■ **EXTRACTED DATA**:
::::::

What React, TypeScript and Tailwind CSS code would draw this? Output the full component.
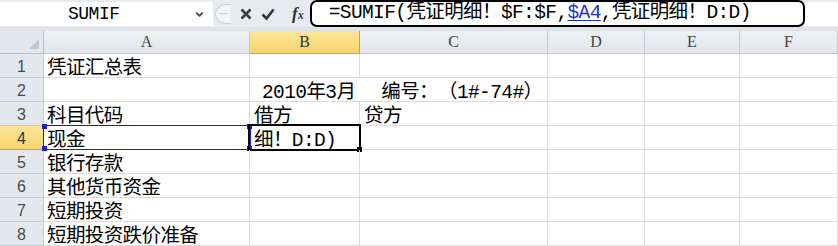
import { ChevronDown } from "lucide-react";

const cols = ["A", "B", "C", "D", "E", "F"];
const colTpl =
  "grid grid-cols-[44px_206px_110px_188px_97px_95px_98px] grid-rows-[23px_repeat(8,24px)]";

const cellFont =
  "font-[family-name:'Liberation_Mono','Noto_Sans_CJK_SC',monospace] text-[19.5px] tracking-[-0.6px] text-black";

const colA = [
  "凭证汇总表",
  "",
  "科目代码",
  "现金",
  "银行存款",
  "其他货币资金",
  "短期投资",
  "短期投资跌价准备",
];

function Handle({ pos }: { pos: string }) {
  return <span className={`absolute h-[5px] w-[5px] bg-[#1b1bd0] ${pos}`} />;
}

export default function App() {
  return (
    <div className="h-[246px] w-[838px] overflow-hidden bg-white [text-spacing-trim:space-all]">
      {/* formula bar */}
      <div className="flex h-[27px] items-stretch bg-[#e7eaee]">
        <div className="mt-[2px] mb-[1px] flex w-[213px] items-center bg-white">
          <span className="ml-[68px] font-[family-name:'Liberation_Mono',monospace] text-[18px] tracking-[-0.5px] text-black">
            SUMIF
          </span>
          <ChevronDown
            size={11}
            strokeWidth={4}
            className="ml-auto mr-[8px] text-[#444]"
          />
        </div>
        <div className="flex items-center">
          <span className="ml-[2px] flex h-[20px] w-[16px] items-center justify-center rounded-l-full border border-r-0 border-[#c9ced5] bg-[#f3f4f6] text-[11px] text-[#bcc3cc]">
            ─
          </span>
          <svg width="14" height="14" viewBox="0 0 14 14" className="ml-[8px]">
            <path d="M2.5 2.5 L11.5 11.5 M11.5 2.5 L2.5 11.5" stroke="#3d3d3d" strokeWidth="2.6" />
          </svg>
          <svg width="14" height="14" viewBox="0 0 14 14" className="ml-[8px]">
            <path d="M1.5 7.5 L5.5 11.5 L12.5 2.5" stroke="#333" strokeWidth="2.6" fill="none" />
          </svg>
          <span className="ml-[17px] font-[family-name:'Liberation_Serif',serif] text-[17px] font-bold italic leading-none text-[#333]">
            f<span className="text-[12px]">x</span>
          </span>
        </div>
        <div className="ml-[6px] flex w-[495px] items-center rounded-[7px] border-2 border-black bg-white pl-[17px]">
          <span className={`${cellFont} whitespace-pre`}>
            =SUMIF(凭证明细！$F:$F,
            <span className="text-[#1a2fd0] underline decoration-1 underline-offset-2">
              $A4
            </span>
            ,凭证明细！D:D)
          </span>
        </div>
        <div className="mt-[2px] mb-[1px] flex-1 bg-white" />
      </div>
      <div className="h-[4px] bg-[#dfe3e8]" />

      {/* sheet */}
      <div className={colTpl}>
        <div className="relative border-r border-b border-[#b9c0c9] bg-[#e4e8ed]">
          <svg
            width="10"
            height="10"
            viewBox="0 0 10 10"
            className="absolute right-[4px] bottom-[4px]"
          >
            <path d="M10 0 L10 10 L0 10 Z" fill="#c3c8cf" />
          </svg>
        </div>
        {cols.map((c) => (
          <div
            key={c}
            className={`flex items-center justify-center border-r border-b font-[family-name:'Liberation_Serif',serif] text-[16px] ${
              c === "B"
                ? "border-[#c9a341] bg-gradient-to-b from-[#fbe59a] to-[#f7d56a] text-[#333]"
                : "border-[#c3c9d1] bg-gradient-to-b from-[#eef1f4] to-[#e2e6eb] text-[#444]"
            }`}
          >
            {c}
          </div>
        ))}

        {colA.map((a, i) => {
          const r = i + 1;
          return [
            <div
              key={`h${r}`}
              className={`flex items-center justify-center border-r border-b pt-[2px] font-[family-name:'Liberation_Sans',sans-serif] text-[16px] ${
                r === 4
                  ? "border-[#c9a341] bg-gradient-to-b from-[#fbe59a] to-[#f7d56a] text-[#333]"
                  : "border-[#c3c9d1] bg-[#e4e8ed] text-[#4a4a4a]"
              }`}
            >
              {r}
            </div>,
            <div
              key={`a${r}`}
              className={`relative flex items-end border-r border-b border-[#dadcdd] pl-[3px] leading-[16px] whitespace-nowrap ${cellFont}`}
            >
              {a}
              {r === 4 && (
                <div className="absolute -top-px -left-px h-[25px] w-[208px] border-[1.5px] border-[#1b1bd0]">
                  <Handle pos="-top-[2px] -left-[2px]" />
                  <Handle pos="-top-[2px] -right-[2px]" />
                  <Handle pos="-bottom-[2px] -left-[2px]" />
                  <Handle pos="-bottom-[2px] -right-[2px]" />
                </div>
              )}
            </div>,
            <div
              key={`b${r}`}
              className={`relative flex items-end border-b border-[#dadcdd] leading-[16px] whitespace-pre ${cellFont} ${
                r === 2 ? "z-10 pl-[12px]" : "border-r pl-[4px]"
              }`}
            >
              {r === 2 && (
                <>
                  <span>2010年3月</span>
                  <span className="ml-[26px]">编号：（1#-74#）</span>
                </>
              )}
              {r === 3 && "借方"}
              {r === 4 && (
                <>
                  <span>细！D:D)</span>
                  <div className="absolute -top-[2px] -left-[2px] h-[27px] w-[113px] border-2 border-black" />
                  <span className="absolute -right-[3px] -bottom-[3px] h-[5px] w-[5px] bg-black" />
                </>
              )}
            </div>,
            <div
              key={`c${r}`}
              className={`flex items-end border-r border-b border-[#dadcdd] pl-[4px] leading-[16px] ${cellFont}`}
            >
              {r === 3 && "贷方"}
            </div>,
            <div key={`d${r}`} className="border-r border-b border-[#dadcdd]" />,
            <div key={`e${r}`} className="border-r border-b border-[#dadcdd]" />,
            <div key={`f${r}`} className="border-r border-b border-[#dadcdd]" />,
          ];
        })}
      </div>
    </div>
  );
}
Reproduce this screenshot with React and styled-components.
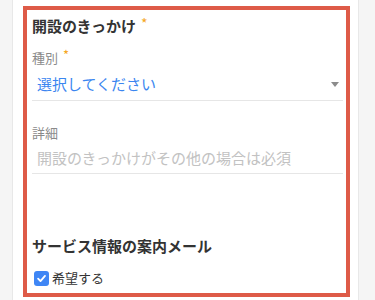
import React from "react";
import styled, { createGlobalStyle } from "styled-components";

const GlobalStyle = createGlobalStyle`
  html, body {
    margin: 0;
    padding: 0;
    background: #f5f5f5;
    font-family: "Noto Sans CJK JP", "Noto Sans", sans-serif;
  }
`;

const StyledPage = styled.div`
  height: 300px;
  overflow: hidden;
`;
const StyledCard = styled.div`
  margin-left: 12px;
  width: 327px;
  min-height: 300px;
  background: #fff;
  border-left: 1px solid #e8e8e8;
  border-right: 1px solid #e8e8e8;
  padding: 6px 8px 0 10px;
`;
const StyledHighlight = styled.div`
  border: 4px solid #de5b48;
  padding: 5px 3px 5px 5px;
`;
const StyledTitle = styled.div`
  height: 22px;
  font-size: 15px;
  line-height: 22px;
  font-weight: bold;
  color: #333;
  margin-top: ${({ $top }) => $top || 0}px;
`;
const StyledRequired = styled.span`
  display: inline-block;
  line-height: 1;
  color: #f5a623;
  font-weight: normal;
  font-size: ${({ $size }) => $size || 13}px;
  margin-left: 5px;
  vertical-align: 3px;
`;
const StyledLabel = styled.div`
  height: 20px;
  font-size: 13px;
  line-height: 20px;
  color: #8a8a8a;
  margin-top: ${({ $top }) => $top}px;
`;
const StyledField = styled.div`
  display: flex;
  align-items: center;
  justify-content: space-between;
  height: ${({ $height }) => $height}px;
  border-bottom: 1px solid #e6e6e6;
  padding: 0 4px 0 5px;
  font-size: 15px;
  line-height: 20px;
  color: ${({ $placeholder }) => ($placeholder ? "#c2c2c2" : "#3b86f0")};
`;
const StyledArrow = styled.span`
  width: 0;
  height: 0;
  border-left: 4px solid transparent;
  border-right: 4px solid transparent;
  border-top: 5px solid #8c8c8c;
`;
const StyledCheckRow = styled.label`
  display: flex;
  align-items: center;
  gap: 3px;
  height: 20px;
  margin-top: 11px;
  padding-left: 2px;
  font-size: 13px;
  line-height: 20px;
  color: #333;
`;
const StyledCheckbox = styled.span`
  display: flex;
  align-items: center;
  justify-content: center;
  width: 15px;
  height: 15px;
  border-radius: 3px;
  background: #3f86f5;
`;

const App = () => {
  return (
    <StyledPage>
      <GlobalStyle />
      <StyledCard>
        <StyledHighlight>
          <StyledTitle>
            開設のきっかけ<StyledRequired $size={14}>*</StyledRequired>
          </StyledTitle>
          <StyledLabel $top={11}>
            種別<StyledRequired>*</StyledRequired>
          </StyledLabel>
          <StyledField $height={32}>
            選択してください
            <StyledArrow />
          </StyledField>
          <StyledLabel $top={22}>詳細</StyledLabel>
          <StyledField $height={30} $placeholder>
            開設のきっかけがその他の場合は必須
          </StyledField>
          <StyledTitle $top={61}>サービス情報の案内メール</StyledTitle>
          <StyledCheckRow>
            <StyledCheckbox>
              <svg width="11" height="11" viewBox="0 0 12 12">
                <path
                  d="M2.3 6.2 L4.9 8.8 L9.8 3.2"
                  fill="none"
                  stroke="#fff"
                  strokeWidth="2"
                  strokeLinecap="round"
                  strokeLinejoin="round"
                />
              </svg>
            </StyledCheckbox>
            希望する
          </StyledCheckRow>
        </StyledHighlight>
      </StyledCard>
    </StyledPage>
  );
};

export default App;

::::::

■ **REQUIREMENTS**:
Using the records given above, list every line that includes the word "full".

■ **COMPLETE OUTPUT**:
What React, TypeScript and Tailwind CSS code would draw this? Output the full component.
          <span className="ml-[2px] flex h-[20px] w-[16px] items-center justify-center rounded-l-full border border-r-0 border-[#c9ced5] bg-[#f3f4f6] text-[11px] text-[#bcc3cc]">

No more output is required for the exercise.